Start of DATA PROVIDED

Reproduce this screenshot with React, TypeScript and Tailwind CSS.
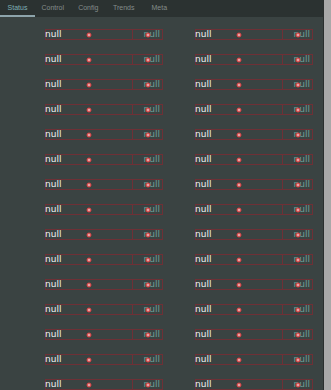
import React from "react";

const tabs = ["Status", "Control", "Config", "Trends", "Meta"];

function Dot() {
  return (
    <span className="absolute left-1/2 top-1/2 -translate-x-1/2 -translate-y-1/2 w-[5px] h-[5px] rounded-full border border-[#d8383a] bg-[#e9a4a4]" />
  );
}

function Item() {
  return (
    <div className="flex h-[11px] w-[118px] border border-[#6e3036]">
      <div className="relative flex-1 flex items-center">
        <span className="text-[9px] leading-none text-[#f2f2f2] -ml-px">null</span>
        <Dot />
      </div>
      <div className="relative w-[30px] border-l border-[#6e3036] flex items-center justify-end pr-[2px]">
        <span className="text-[9px] leading-none text-[#6f9d97]">null</span>
        <Dot />
      </div>
    </div>
  );
}

export default function App() {
  const rows = Array.from({ length: 15 });
  return (
    <div className="flex w-[331px] h-[390px] overflow-hidden bg-[#3a4342]" style={{ fontFamily: '"DejaVu Sans", sans-serif' }}>
      <div className="flex flex-col w-[323px]">
        <div className="flex h-[17px] bg-[#2b3231] shrink-0 text-[7px]" style={{ fontFamily: '"Liberation Sans", sans-serif' }}>
          {tabs.map((t, i) => (
            <div
              key={t}
              className={
                i === 0
                  ? "w-[35px] h-[17px] flex items-center justify-center text-[#7fb0b6] border-b-2 border-[#8da4ab] pt-[1px]"
                  : "w-[35.5px] h-[17px] flex items-center justify-center text-[#838c8a] pb-[1px]"
              }
            >
              {t}
            </div>
          ))}
        </div>
        <div className="h-px bg-[#4a5453]" />
        <div className="grid grid-cols-[118px_118px] gap-x-[32px] gap-y-[14px] pl-[45px] pt-[12px]">
          {rows.map((_, i) => (
            <React.Fragment key={i}>
              <Item />
              <Item />
            </React.Fragment>
          ))}
        </div>
      </div>
      <div className="w-px bg-[#2a2f2e]" />
      <div className="flex-1 bg-[#a9a9a9]" />
    </div>
  );
}
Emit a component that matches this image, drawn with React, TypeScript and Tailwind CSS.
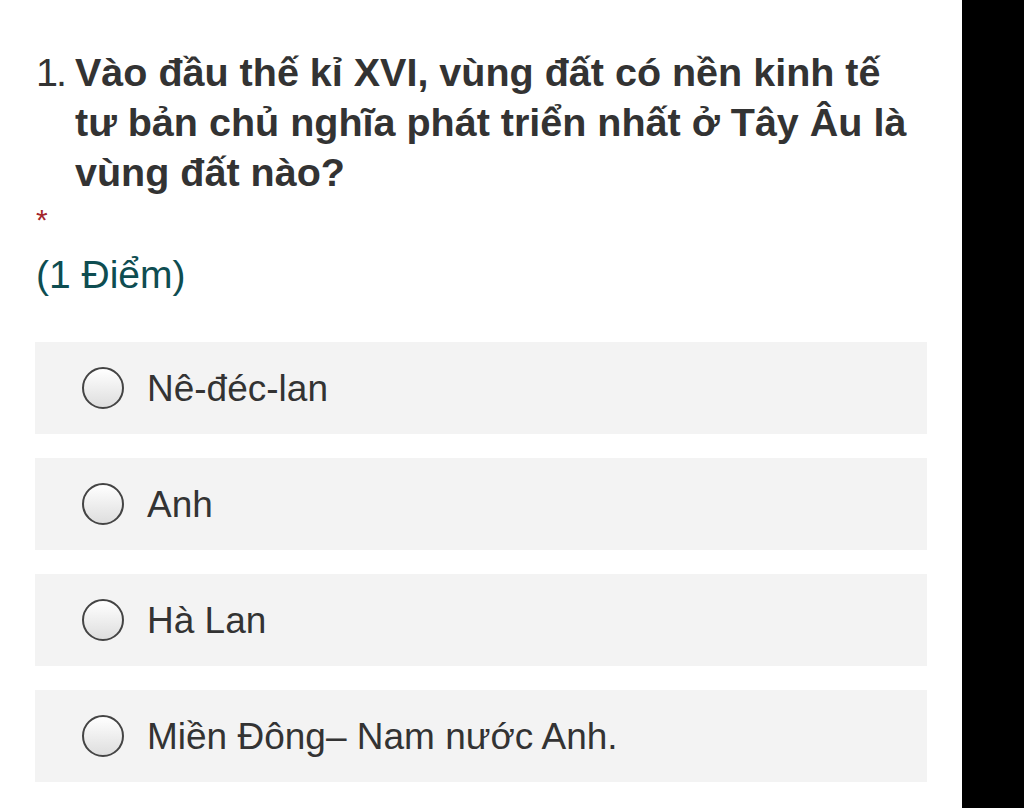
const options = ["Nê-đéc-lan", "Anh", "Hà Lan", "Miền Đông– Nam nước Anh."];

const Radio = () => (
	<span className="block w-[42px] h-[42px] shrink-0 rounded-full border-2 border-[#444444] bg-gradient-to-b from-white to-[#dedede]" />
);

export default function App() {
	return (
		<div className="flex h-[808px] w-[1024px] overflow-hidden bg-white font-['Liberation_Sans',Arial,sans-serif]">
			<div className="w-[962px] shrink-0 pl-[35px] pr-[35px] pt-[47px]">
				<div className="flex text-[#333333] text-[39.5px] leading-[50px]">
					<span className="w-[40px] shrink-0 pl-[1px] tracking-[-2px]">1.</span>
					<span className="font-bold max-w-[840px]">
						Vào đầu thế kỉ XVI, vùng đất có nền kinh tế tư bản chủ nghĩa phát triển nhất ở Tây Âu là vùng đất nào?
					</span>
				</div>
				<div className="mt-[8px] pl-[1px] text-[#a4262c] text-[30px] leading-[30px]">*</div>
				<div className="mt-[18px] pl-[1px] text-[#0e4d51] text-[39px] leading-[44px]">(1 Điểm)</div>
				<div className="mt-[45px] flex flex-col gap-[24px]">
					{options.map((opt) => (
						<div key={opt} className="flex items-center gap-[23px] h-[92px] bg-[#f3f3f3] pl-[47px]">
							<Radio />
							<span className="text-[37px] text-[#333333] leading-none">{opt}</span>
						</div>
					))}
				</div>
			</div>
			<div className="flex-1 bg-black" />
		</div>
	);
}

End of DATA PROVIDED

TO BE DONE -> In the lines above, locate the string "TypeScript". Copy every line where it occurs.

THE COMPLETED TASK ->
Reproduce this screenshot with React, TypeScript and Tailwind CSS.
Emit a component that matches this image, drawn with React, TypeScript and Tailwind CSS.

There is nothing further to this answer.